• [REQUIREMENTS]: Take each line containing "components" and report it exactly as written.

• [SOURCE EXCERPT]:
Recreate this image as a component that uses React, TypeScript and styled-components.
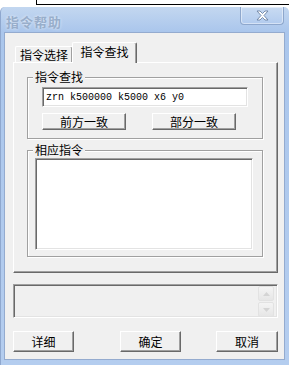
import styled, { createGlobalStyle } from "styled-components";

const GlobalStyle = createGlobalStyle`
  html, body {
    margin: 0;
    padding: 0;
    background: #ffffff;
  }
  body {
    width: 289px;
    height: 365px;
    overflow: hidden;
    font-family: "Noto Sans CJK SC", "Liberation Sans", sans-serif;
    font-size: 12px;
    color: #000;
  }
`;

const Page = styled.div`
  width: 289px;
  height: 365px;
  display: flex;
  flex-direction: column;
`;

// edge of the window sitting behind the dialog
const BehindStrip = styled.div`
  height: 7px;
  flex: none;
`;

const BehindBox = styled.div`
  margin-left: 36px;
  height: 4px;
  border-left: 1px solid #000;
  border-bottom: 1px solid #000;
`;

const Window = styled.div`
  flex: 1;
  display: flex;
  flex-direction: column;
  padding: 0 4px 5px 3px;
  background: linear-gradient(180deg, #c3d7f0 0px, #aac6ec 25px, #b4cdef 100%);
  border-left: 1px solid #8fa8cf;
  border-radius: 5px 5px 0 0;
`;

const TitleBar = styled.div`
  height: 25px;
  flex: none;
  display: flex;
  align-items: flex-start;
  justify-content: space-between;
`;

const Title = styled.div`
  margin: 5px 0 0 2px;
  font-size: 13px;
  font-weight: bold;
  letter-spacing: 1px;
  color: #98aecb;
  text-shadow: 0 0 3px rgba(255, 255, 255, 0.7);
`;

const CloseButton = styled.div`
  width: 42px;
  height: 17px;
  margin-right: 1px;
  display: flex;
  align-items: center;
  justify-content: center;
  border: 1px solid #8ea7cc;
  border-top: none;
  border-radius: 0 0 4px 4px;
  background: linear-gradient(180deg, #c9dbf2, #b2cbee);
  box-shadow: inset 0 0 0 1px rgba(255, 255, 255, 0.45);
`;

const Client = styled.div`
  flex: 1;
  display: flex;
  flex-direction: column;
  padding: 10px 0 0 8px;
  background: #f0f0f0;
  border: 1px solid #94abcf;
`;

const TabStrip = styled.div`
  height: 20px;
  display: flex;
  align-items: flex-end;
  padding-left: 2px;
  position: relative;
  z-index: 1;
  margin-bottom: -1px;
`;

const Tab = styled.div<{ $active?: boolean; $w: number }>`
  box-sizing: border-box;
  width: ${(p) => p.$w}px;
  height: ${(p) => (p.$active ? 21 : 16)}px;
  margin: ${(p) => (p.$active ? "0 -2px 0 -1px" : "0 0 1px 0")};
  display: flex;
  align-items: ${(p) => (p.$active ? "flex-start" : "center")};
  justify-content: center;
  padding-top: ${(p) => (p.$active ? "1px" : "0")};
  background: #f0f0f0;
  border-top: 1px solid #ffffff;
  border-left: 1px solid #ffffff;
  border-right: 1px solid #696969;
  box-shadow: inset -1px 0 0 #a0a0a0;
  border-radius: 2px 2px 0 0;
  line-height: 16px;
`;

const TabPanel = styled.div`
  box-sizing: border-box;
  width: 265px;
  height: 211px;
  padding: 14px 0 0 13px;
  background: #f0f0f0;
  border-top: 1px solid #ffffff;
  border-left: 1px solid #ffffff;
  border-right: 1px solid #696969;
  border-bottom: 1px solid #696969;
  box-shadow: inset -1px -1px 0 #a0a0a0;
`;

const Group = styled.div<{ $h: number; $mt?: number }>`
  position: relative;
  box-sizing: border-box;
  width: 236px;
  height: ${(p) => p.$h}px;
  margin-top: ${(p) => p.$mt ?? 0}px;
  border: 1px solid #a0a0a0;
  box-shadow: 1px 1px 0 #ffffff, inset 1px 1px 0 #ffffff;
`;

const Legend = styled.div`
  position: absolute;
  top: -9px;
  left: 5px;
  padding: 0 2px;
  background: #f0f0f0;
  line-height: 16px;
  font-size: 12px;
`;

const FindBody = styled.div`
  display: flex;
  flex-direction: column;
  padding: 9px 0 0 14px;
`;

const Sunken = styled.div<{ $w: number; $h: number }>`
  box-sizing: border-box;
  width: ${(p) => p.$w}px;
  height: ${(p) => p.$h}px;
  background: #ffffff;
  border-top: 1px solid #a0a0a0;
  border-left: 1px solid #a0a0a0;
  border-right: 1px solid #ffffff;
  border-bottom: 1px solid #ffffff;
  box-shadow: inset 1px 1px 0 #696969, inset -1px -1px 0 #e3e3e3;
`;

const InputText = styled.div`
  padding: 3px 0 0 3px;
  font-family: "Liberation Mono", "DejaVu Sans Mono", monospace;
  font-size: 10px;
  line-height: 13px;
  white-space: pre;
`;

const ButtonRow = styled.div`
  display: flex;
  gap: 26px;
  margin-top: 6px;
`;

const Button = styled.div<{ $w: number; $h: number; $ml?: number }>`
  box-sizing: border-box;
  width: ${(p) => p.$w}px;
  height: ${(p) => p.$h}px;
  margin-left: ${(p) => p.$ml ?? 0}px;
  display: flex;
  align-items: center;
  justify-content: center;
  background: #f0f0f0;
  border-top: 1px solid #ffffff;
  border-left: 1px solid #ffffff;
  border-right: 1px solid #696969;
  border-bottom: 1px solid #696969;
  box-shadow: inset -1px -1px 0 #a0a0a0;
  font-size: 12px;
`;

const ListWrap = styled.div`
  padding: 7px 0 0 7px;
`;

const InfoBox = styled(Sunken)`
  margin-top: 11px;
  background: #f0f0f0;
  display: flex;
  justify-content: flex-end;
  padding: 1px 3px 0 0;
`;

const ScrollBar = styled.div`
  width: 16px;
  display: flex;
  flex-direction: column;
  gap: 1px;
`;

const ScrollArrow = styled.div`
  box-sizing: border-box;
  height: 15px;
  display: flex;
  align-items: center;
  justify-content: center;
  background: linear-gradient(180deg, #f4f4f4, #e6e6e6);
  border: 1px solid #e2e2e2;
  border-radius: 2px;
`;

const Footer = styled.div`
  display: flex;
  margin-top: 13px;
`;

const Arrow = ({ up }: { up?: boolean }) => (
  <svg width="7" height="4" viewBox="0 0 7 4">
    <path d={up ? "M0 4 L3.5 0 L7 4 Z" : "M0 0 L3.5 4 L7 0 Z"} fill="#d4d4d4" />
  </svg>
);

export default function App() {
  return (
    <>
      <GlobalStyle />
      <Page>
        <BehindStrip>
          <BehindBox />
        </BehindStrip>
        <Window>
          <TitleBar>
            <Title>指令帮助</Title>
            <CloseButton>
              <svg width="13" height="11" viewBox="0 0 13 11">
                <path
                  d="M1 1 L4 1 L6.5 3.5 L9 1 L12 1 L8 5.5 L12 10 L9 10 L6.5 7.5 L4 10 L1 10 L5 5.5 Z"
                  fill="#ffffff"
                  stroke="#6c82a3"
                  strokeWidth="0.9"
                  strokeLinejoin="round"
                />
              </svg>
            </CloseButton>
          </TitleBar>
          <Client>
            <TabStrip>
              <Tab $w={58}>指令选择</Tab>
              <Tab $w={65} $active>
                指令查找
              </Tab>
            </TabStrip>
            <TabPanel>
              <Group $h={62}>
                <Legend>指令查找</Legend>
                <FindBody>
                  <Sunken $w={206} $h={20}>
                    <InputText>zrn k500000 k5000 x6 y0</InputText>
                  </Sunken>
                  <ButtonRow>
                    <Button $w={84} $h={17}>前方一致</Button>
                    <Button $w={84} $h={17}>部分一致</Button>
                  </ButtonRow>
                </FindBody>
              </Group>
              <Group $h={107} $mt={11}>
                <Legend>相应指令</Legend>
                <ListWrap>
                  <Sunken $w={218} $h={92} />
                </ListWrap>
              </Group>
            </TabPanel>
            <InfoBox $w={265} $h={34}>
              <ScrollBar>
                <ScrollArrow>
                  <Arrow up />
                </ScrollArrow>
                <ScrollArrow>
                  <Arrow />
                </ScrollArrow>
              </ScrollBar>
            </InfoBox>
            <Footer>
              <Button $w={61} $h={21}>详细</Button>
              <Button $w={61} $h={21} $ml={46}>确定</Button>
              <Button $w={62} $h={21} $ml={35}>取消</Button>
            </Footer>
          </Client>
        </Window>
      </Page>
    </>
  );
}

• [THE SOLUTION]:
Recreate this image as a component that uses React, TypeScript and styled-components.
import styled, { createGlobalStyle } from "styled-components";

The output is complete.